> [WHAT TO WORK ON]
Omit images. Retype all entries verbatim.

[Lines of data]
★ ★ ★ ★ ★
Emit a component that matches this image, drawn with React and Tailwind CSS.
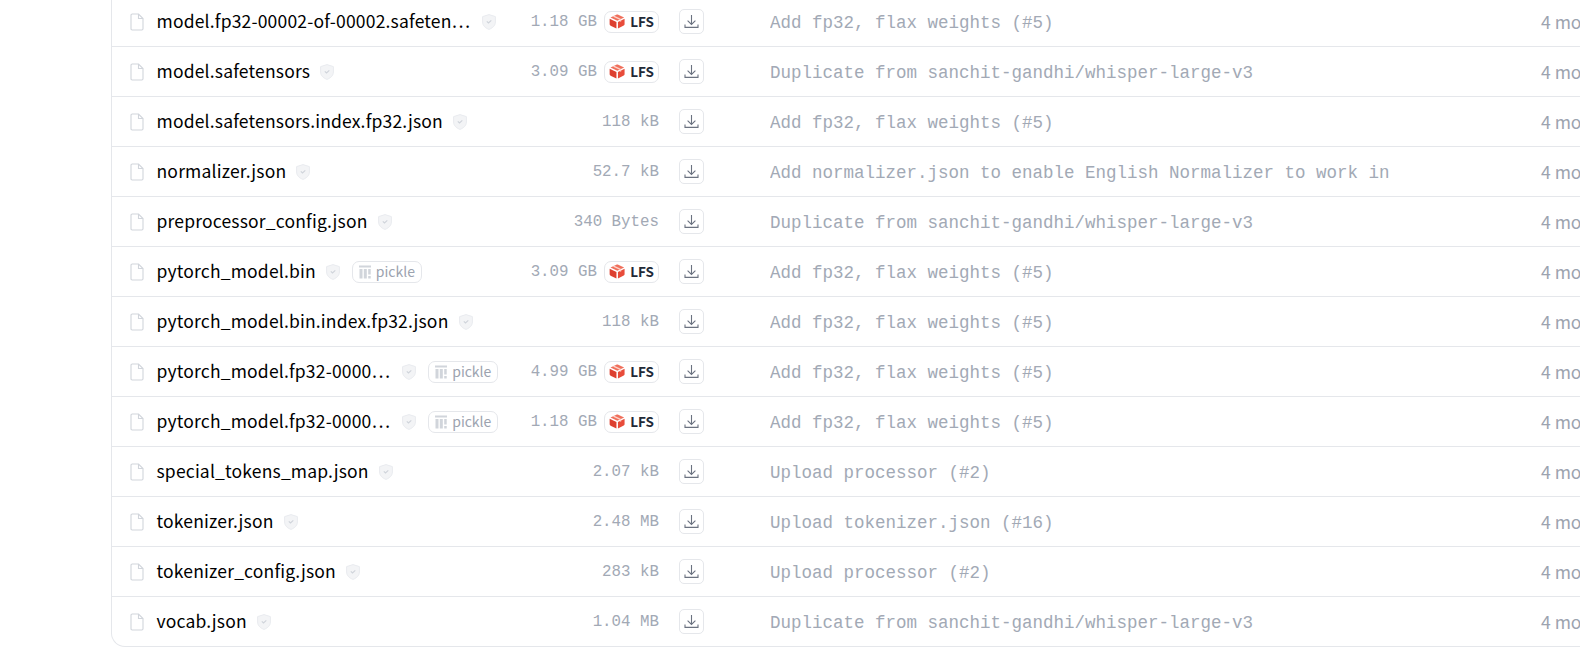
const files = [
  { name: "model.fp32-00002-of-00002.safeten…", size: "1.18 GB", lfs: true, cut: true, commit: "Add fp32, flax weights (#5)" },
  { name: "model.safetensors", size: "3.09 GB", lfs: true, commit: "Duplicate from sanchit-gandhi/whisper-large-v3" },
  { name: "model.safetensors.index.fp32.json", size: "118 kB", commit: "Add fp32, flax weights (#5)" },
  { name: "normalizer.json", size: "52.7 kB", commit: "Add normalizer.json to enable English Normalizer to work in" },
  { name: "preprocessor_config.json", size: "340 Bytes", commit: "Duplicate from sanchit-gandhi/whisper-large-v3" },
  { name: "pytorch_model.bin", size: "3.09 GB", lfs: true, pickle: true, commit: "Add fp32, flax weights (#5)" },
  { name: "pytorch_model.bin.index.fp32.json", size: "118 kB", commit: "Add fp32, flax weights (#5)" },
  { name: "pytorch_model.fp32-0000…", size: "4.99 GB", lfs: true, pickle: true, cut: true, commit: "Add fp32, flax weights (#5)" },
  { name: "pytorch_model.fp32-0000…", size: "1.18 GB", lfs: true, pickle: true, cut: true, commit: "Add fp32, flax weights (#5)" },
  { name: "special_tokens_map.json", size: "2.07 kB", commit: "Upload processor (#2)" },
  { name: "tokenizer.json", size: "2.48 MB", commit: "Upload tokenizer.json (#16)" },
  { name: "tokenizer_config.json", size: "283 kB", commit: "Upload processor (#2)" },
  { name: "vocab.json", size: "1.04 MB", commit: "Duplicate from sanchit-gandhi/whisper-large-v3" },
];

const FileIcon = () => (
  <svg width="14" height="18" viewBox="0 0 14 18" fill="none" className="shrink-0">
    <path d="M1 2.2C1 1.5 1.5 1 2.2 1H8.5L13 5.5V15.8C13 16.5 12.5 17 11.8 17H2.2C1.5 17 1 16.5 1 15.8V2.2Z" stroke="#d1d5db" strokeWidth="1.1" fill="#fff" />
    <path d="M8.5 1V5.5H13" stroke="#d1d5db" strokeWidth="1.1" fill="none" />
  </svg>
);

const ShieldIcon = () => (
  <svg width="14" height="16" viewBox="0 0 14 16" className="block shrink-0">
    <path d="M7 .6 13.4 2.6V8c0 3.4-2.6 6-6.4 7.4C3.2 14 .6 11.4.6 8V2.6L7 .6Z" fill="#f3f4f6" stroke="#e9ebef" strokeWidth="1" />
    <path d="M4.8 7.4 6.5 9 9.3 6.4" fill="none" stroke="#cfd3da" strokeWidth="1.1" />
  </svg>
);

const LfsIcon = () => (
  <svg width="16" height="15" viewBox="0 0 15 14" className="shrink-0">
    <path d="M8.2.4C8 .3 7.7.3 7.4.4L1.4 3.2 7.8 6.2 14.2 3.3Z" fill="#f0705c" />
    <path d="M.6 4.4 7 7.4V13.6L1.5 10.9C.9 10.6.6 10.2.6 9.6Z" fill="#dd4030" />
    <path d="M8.4 7.4 14.6 4.5V9.6C14.6 10.1 14.3 10.6 13.8 10.8L8.4 13.6Z" fill="#e84c3a" />
    <path d="M4.2 2 10.8 5V7" fill="none" stroke="#fbd5cd" strokeWidth="1.2" />
  </svg>
);

const PickleIcon = () => (
  <svg width="12" height="14" viewBox="0 0 12 14" className="shrink-0">
    <rect x="0" y="0.5" width="12" height="2" fill="#d1d5db" />
    <rect x="0.5" y="4" width="3" height="9.5" fill="#d1d5db" />
    <rect x="4.8" y="4" width="3" height="9.5" fill="#d1d5db" />
    <rect x="9.2" y="4" width="2.5" height="5.5" fill="#d1d5db" />
    <rect x="9.2" y="11" width="2.5" height="2.5" fill="#d1d5db" />
  </svg>
);

const DownloadIcon = () => (
  <svg width="15" height="15" viewBox="0 0 15 15" fill="none" stroke="#6b7280" strokeWidth="1.1">
    <path d="M7.5 1V10.2M3.6 6.6 7.5 10.5 11.4 6.6M1 10.5V13.4H14V10.5" />
  </svg>
);

const FileRow = ({ file, last }) => (
  <div className={`flex items-center ${last ? "h-[49px]" : "h-[50px] border-b border-[#e5e7eb]"}`}>
    <div className="flex w-[400px] shrink-0 items-center pl-[18px]">
      <FileIcon />
      <span className="ml-[12.5px] whitespace-nowrap text-[17.5px] tracking-[0.18px] text-black">{file.name}</span>
      <span className={file.cut ? "ml-[12px]" : "ml-[10px]"}><ShieldIcon /></span>
      {file.pickle && (
        <span className="ml-[12px] flex h-[22px] items-center gap-[5px] rounded-[7px] border border-[#e5e7eb] px-[6px] text-[14px] text-[#9ca3af]">
          <PickleIcon />
          pickle
        </span>
      )}
    </div>
    <div className="flex w-[147px] shrink-0 items-center justify-end">
      <span className="whitespace-nowrap pt-[3px] text-[15.8px] text-[#a2a9b5]" style={{ fontFamily: '"Liberation Mono", monospace' }}>{file.size}</span>
      {file.lfs && (
        <span className="ml-[7px] flex h-[22px] w-[55px] shrink-0 items-center justify-center gap-[5px] rounded-[7px] border border-[#e5e7eb] text-[13.5px] font-semibold text-[#1f2937]">
          <LfsIcon />
          LFS
        </span>
      )}
    </div>
    <div className="ml-[20px] flex h-[25px] w-[25px] shrink-0 items-center justify-center rounded-[5px] border border-[#e5e7eb]">
      <DownloadIcon />
    </div>
    <div className="ml-[66px] w-[771px] shrink-0 truncate pt-[3px] text-[17.5px] text-[#a2a9b5]" style={{ fontFamily: '"Liberation Mono", monospace' }}>
      {file.commit}
    </div>
    <div className="whitespace-nowrap pt-[1px] text-[17.5px] text-[#9ca3af]">4 months ago</div>
  </div>
);

export default function App() {
  return (
    <div className="h-[649px] overflow-hidden bg-white" style={{ fontFamily: '"Noto Sans CJK SC", sans-serif' }}>
      <div className="-mt-[3px] ml-[111px] w-[1700px] rounded-bl-[14px] border-b border-l border-[#e5e7eb]">
        {files.map((file, index) => (
          <FileRow key={index} file={file} last={index === files.length - 1} />
        ))}
      </div>
    </div>
  );
}
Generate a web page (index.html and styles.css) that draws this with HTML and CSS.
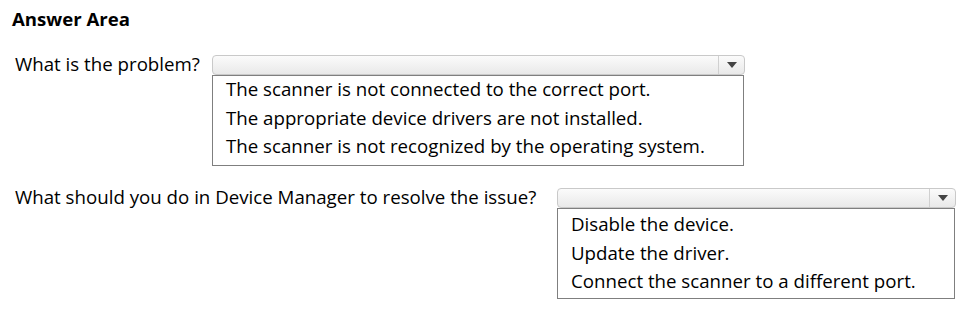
★ ★ ★ ★ ★
> [SOLUTION FOR THIS PROBLEM]
Emit a component that matches this image, drawn with React and Tailwind CSS.
const files = [
  { name: "model.fp32-00002-of-00002.safeten…", size: "1.18 GB", lfs: true, cut: true, commit: "Add fp32, flax weights (#5)" },
  { name: "model.safetensors", size: "3.09 GB", lfs: true, commit: "Duplicate from sanchit-gandhi/whisper-large-v3" },
  { name: "model.safetensors.index.fp32.json", size: "118 kB", commit: "Add fp32, flax weights (#5)" },
  { name: "normalizer.json", size: "52.7 kB", commit: "Add normalizer.json to enable English Normalizer to work in" },
  { name: "preprocessor_config.json", size: "340 Bytes", commit: "Duplicate from sanchit-gandhi/whisper-large-v3" },
  { name: "pytorch_model.bin", size: "3.09 GB", lfs: true, pickle: true, commit: "Add fp32, flax weights (#5)" },
  { name: "pytorch_model.bin.index.fp32.json", size: "118 kB", commit: "Add fp32, flax weights (#5)" },
  { name: "pytorch_model.fp32-0000…", size: "4.99 GB", lfs: true, pickle: true, cut: true, commit: "Add fp32, flax weights (#5)" },
  { name: "pytorch_model.fp32-0000…", size: "1.18 GB", lfs: true, pickle: true, cut: true, commit: "Add fp32, flax weights (#5)" },
  { name: "special_tokens_map.json", size: "2.07 kB", commit: "Upload processor (#2)" },
  { name: "tokenizer.json", size: "2.48 MB", commit: "Upload tokenizer.json (#16)" },
  { name: "tokenizer_config.json", size: "283 kB", commit: "Upload processor (#2)" },
  { name: "vocab.json", size: "1.04 MB", commit: "Duplicate from sanchit-gandhi/whisper-large-v3" },
];

const FileIcon = () => (
  <svg width="14" height="18" viewBox="0 0 14 18" fill="none" className="shrink-0">
    <path d="M1 2.2C1 1.5 1.5 1 2.2 1H8.5L13 5.5V15.8C13 16.5 12.5 17 11.8 17H2.2C1.5 17 1 16.5 1 15.8V2.2Z" stroke="#d1d5db" strokeWidth="1.1" fill="#fff" />
    <path d="M8.5 1V5.5H13" stroke="#d1d5db" strokeWidth="1.1" fill="none" />
  </svg>
);

const ShieldIcon = () => (
  <svg width="14" height="16" viewBox="0 0 14 16" className="block shrink-0">
    <path d="M7 .6 13.4 2.6V8c0 3.4-2.6 6-6.4 7.4C3.2 14 .6 11.4.6 8V2.6L7 .6Z" fill="#f3f4f6" stroke="#e9ebef" strokeWidth="1" />
    <path d="M4.8 7.4 6.5 9 9.3 6.4" fill="none" stroke="#cfd3da" strokeWidth="1.1" />
  </svg>
);

const LfsIcon = () => (
  <svg width="16" height="15" viewBox="0 0 15 14" className="shrink-0">
    <path d="M8.2.4C8 .3 7.7.3 7.4.4L1.4 3.2 7.8 6.2 14.2 3.3Z" fill="#f0705c" />
    <path d="M.6 4.4 7 7.4V13.6L1.5 10.9C.9 10.6.6 10.2.6 9.6Z" fill="#dd4030" />
    <path d="M8.4 7.4 14.6 4.5V9.6C14.6 10.1 14.3 10.6 13.8 10.8L8.4 13.6Z" fill="#e84c3a" />
    <path d="M4.2 2 10.8 5V7" fill="none" stroke="#fbd5cd" strokeWidth="1.2" />
  </svg>
);

const PickleIcon = () => (
  <svg width="12" height="14" viewBox="0 0 12 14" className="shrink-0">
    <rect x="0" y="0.5" width="12" height="2" fill="#d1d5db" />
    <rect x="0.5" y="4" width="3" height="9.5" fill="#d1d5db" />
    <rect x="4.8" y="4" width="3" height="9.5" fill="#d1d5db" />
    <rect x="9.2" y="4" width="2.5" height="5.5" fill="#d1d5db" />
    <rect x="9.2" y="11" width="2.5" height="2.5" fill="#d1d5db" />
  </svg>
);

const DownloadIcon = () => (
  <svg width="15" height="15" viewBox="0 0 15 15" fill="none" stroke="#6b7280" strokeWidth="1.1">
    <path d="M7.5 1V10.2M3.6 6.6 7.5 10.5 11.4 6.6M1 10.5V13.4H14V10.5" />
  </svg>
);

const FileRow = ({ file, last }) => (
  <div className={`flex items-center ${last ? "h-[49px]" : "h-[50px] border-b border-[#e5e7eb]"}`}>
    <div className="flex w-[400px] shrink-0 items-center pl-[18px]">
      <FileIcon />
      <span className="ml-[12.5px] whitespace-nowrap text-[17.5px] tracking-[0.18px] text-black">{file.name}</span>
      <span className={file.cut ? "ml-[12px]" : "ml-[10px]"}><ShieldIcon /></span>
      {file.pickle && (
        <span className="ml-[12px] flex h-[22px] items-center gap-[5px] rounded-[7px] border border-[#e5e7eb] px-[6px] text-[14px] text-[#9ca3af]">
          <PickleIcon />
          pickle
        </span>
      )}
    </div>
    <div className="flex w-[147px] shrink-0 items-center justify-end">
      <span className="whitespace-nowrap pt-[3px] text-[15.8px] text-[#a2a9b5]" style={{ fontFamily: '"Liberation Mono", monospace' }}>{file.size}</span>
      {file.lfs && (
        <span className="ml-[7px] flex h-[22px] w-[55px] shrink-0 items-center justify-center gap-[5px] rounded-[7px] border border-[#e5e7eb] text-[13.5px] font-semibold text-[#1f2937]">
          <LfsIcon />
          LFS
        </span>
      )}
    </div>
    <div className="ml-[20px] flex h-[25px] w-[25px] shrink-0 items-center justify-center rounded-[5px] border border-[#e5e7eb]">
      <DownloadIcon />
    </div>
    <div className="ml-[66px] w-[771px] shrink-0 truncate pt-[3px] text-[17.5px] text-[#a2a9b5]" style={{ fontFamily: '"Liberation Mono", monospace' }}>
      {file.commit}
    </div>
    <div className="whitespace-nowrap pt-[1px] text-[17.5px] text-[#9ca3af]">4 months ago</div>
  </div>
);

export default function App() {
  return (
    <div className="h-[649px] overflow-hidden bg-white" style={{ fontFamily: '"Noto Sans CJK SC", sans-serif' }}>
      <div className="-mt-[3px] ml-[111px] w-[1700px] rounded-bl-[14px] border-b border-l border-[#e5e7eb]">
        {files.map((file, index) => (
          <FileRow key={index} file={file} last={index === files.length - 1} />
        ))}
      </div>
    </div>
  );
}
Generate a web page (index.html and styles.css) that draws this with HTML and CSS.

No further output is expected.